We have already demonstrated that you don't understand that an appeal to
authority must be shown to be irrelevant to thesis in order to be
fallacious.
You have done no such thing. At best you have appealed to authority to conclude that appealing to an authority is not a fallacy, which is ironic and reminds me of trying to reason with a megachurch attendee.
You wouldn't ignore your doctor's opinion regarding your CAT scan on the grounds that he is an authority on the subject.
No I wouldn't, being a claimed authority is not grounds to reject assertions. That would simply be an inverted appeal to authority and fallacious for the exact same reason: The truth value of the assertion does not depend on the asserter.
I did not reject anything because it came from a source you find authoritative, I simply recognize that what you consider an authority constitutes at best an inductive argument and even that inductive argument sputters into deep weakness the moment that purported authority asserts something which is known by strong or sound argument to be false.

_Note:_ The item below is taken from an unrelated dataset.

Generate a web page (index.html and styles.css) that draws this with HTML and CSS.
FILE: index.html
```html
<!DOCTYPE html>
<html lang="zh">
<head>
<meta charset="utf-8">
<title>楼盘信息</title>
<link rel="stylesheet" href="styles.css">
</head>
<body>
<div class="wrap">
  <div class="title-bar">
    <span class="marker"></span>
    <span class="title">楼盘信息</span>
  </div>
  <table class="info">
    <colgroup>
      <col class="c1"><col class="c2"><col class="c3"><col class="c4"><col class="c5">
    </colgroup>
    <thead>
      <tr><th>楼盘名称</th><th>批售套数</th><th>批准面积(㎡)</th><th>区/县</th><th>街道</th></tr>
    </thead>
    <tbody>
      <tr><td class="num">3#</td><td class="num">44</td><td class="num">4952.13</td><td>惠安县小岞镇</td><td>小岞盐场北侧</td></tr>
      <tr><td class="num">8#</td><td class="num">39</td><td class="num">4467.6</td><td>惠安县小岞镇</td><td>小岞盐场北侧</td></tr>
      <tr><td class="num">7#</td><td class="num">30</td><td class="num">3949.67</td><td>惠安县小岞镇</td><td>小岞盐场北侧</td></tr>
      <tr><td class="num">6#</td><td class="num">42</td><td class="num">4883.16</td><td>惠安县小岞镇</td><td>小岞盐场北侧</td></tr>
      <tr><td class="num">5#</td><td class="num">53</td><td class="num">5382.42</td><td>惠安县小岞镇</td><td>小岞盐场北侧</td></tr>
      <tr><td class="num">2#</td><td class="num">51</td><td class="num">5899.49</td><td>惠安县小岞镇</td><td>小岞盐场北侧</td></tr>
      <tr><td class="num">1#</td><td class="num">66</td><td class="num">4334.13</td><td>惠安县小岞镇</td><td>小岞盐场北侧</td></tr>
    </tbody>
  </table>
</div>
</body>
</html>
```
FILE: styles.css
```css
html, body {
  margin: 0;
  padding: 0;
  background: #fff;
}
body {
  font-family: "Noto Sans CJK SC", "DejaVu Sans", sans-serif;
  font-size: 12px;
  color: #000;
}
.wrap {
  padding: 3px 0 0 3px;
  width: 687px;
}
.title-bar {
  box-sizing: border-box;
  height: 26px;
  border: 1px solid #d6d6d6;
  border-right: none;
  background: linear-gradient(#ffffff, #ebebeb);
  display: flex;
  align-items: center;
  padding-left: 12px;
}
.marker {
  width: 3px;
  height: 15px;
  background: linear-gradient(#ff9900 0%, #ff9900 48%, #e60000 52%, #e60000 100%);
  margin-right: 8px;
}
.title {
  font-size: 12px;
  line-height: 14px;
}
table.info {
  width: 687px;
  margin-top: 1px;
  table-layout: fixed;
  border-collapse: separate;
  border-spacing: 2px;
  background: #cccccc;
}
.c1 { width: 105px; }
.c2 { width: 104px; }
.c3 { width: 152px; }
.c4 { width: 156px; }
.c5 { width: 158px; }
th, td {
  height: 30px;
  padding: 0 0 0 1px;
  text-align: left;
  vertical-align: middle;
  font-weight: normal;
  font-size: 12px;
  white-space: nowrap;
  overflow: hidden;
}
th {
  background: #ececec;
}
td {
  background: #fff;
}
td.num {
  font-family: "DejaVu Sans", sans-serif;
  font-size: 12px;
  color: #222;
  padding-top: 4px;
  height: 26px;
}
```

I do not care if Alex Jones or Albert Einstein said the 2 + 2 = 5. It doesn't, and I can prove it so I don't need to rely on authority.
In any case, I was not offering an argument of any kind.
Already noted.
I was merely illustrating your arrogance.
When you went out and copy pasted the first google result you liked into this thread you knew you were ignorant but you still asserted (by proxy) with confidence. That is worse than arrogance.
Speaking of which I know you're responding to
3RU7AL here but since you have annoyed me:
If power outages and DoS
attacks can substantially suppress voting what's to keep Roger Stone
from calculating exactly which Democratic strongholds need to be out of
service in Wisconsin and Georgia for a couple of hours to guarantee a
MAGA win and then ordering some DoS or well-timed transformer
explosions?
Don't worry, I'm sure Roger Stone could have a bunch of government agencies claim the election was the freest and fairest in history if he could plan and execute all that. Plus that's a conspiracy theory, we know conspiracies don't exist right?
If voters can prove how they voted from their
phone, doesn't that increase the opportunities for coercion and
vote-selling? Say, Milo Yianopoulos goes onto a traditionally liberal
voting campus and puts the word out that he'll give $20 to anybody who
can prove they voted for Trump? How would we detect this kind of
vote-selling? Say an abusive husband demands that his wife prove that
she voted for Trump when she comes home?
As opposed to mail in voting where anyone can take a photo of their ballot (or a ballot)?
Wouldn't it be true that any
election official with access to the secure lockbox would be able to
check voter's ballot? Would that kind of vulnerability violate voters'
Constitutional right to anonymity?
As opposed to mail in voting where PII is packed in the same envelope as a marked ballot?